Jenny Slate: When you’re talking about puberty and development, in general, there are just sort of limited avenues for what the female experience is and how that is described. And I really enjoy that this show has just given wider margins.
It makes the show that much more impactful.
Slate: Yeah, I think we need it. And it’s also really exciting that that happens through comedy because another thing I think about stories about women or girls and stories about puberty, reproductive justice, whatever, are… because those narratives are so underserved, they’re usually done in more serious venues. This, to me, is something I’m attracted to that it’s like, yeah, these stories belong everywhere just like men’s stories belong everywhere.
Was that a planned evolution?
Kroll: Even though the seed of this show was the relationship with two boys who were at different stages of puberty, the idea was always to tell equal sides both boys and girls, stories of puberty. And it’s something that, over time, and as more real estate became available in the show… as you’re establishing the show, these two best friends were both boys, then as you sort of introduced these other characters (both boys and girls and men and women) that it would give more space and breathing room to tell different kinds of stories. And that was always our intention and always something that we felt was missing… in very crass terms, missing in the marketplace. And I think it’s been very gratifying. Like, I hear from women all the time, “I thought this was gonna be a show about boys jerking off and I wasn’t interested. And then my friend made me watch it and I realized this is as much about my experience as anyone else’s.”
Klein: I feel like it actually was one of those shows that, out of the gate, really had a very strong sense of what it was. Shows often do take time to evolve. I felt like they knew what they wanted it to be and they got it pretty quickly. I think by just leaning in harder to the things they knew they wanted to do, which was to be super funny and super raunchy but also really not shying away from the emotionality of these kids.
A portion of the show is recorded with multiple actors in the room. How important is it to have someone in the room to play off?
Slate: Well, I certainly prefer it. I’m like a real family mouse. I like to be around other people, and it helps me perform when it’s collaborative. So, yeah, it’s something that I really like. And I think that obviously, the script is really, really strong. And I never walk out of a table read being like, “Oh. I hope we’ll punch that up when we get into the booth or something.” It’s always all there. But I think it’s a real luxury to be able to connect to a character, experience a voice-over character as deeply as I connect to Missy and I think that does come from the times when I can be in the booth with other people.
Kroll: So, you know, as much as possible, we get people in the room together. But part of the advantage of doing an animated show is that you can have incredibly busy people who are doing various things, someone like Jenny, who’s got a lot of things going on, that we don’t require her to be there every day all day like we would if it was a live-action show. So sometimes we will get Jenny in the booth a week or two later, but as much as possible, she’s there with me, or she’s there with Mark, who directs from the booth. And that is a give and take in that we’re always trying to have as much of a conversation as possible. The beauty of someone as talented as Jenny is that she can make anything funnier and more natural and nuanced than anybody else.
Slate: Shut up.
See. See how good press days are. All these compliments.
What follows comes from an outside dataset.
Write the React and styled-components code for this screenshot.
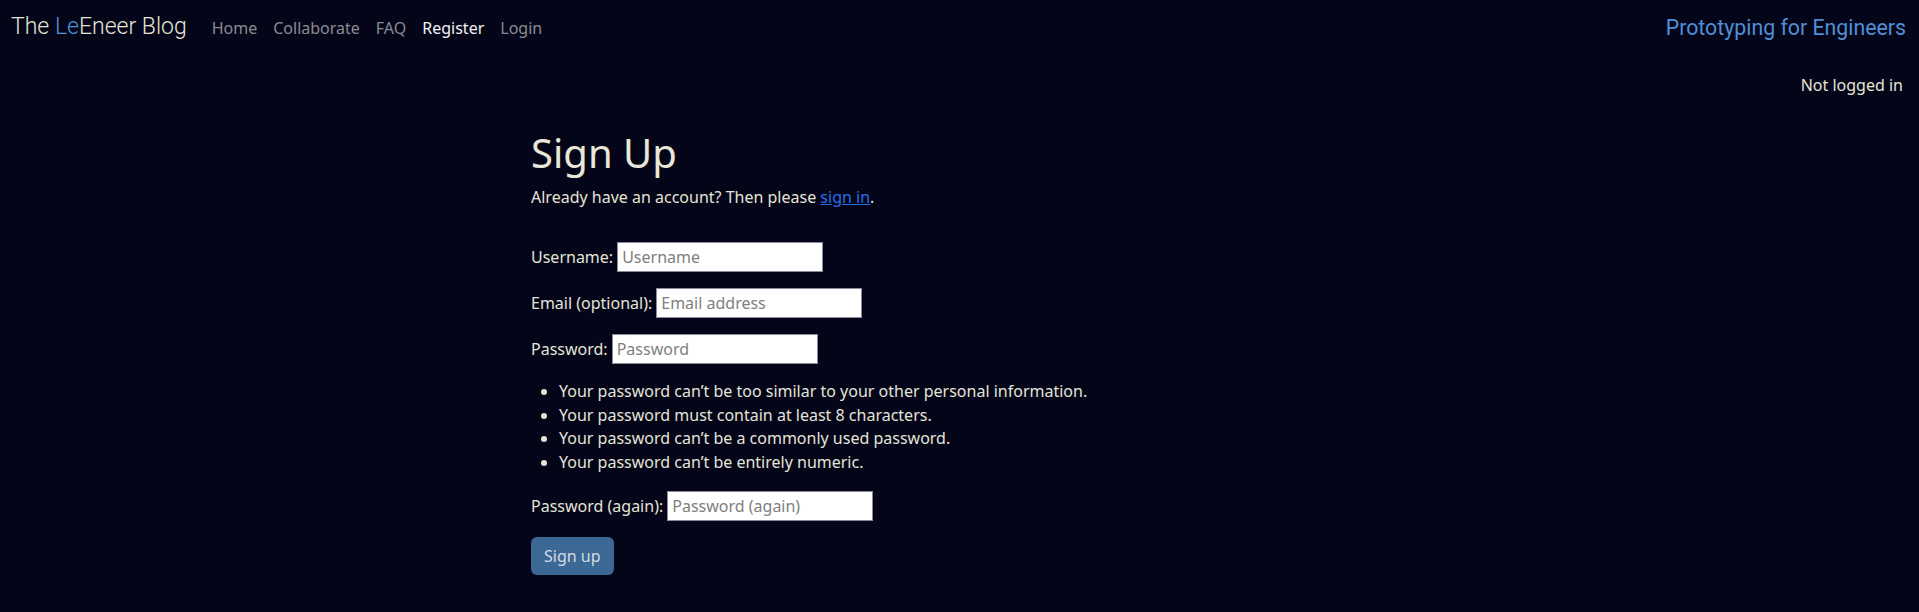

Slate: I know. Our friendship just deepens and deepens.
Kroll: Mm-hmm.
Jessi, you’re not one of the writers, but are there elements to your character that are biographical to you, even if it’s not intentional?
Klein: She’s very much like the way I was slash am. You know, I was like this very nerdy sort of intellectual type girl who kind of shied away from… I was a little more nervous about, I guess just, dating and sexuality and all that stuff always felt hard for me. I leaned harder toward being “I’m smart and funny.” And there are little details, you know, like I did really steal a lipstick. It was my only theft. I know, I’m a terrible person.
This is being recorded.
Klein: You know what? I think the store I stole it from sadly no longer exists, so I feel safe. But I did feel terrible about it. It was just the one lipstick.
Nick, is there any place you’re not comfortable going with the show?
Kroll: The beauty of animation is that there are so many stages and steps to it that you can see how far you can push something and then decide to pull it back or push it forward. I think we’ve been talking about a little bit, the second episode of the season, which is about boobs and the girls, Jessi and Missy, and how they’re feeling because another girl has grown boobs. It’s starting to make them question their own bodies because of how the boys are looking at this girl. And they go to the Korean spa with Missy’s mom and they see all the different types of women’s bodies, including their own bodies. And that they, at some point, feel confident and comfortable enough with their own body to take off their robes and be with all of these nude women. And finding the line of how you can show a 13-year old girl naked on screen and not have it be a sexual thing or sexualize this girl was something that we have been working on. How to do it while being respectful but also in showing that a girl’s body doesn’t have to be a sexualized thing. We were trying to find that line.
Jen Flackett, one of the creators of the show, and Kelly Gulaska, who wrote the episode, at every stage, were kind of advocating for that in a room filled with me, Andrew, and Mark, co-creators, and the animators and character designers who were almost all men. Who are trying to be respectful and in trying to be respectful being like, “Maybe we shouldn’t show these girls because of how it could be interpreted.” And so, just trying to navigate those waters. And it’s really, I think, the women who were advocating for it.
As you move forward with the show, having experiences like that, does it make you want to try to bring more women into the writer’s room and into the conversation?
Kroll: I think, for us, I want the funniest, smartest people in that room. And I want a variety of experiences because I want the best. For me, the best material is that which has the most truthful, honest, and realized lives. And that does mean a variety of points of view, both men and women, and sexual orientation, and race, and everything in between. But, I think our goal was always just to find the smartest, funniest people. And it turns out that it’s, as we should all understand, equally balanced between men and women.
This interview has been edited and condensed from two conversations.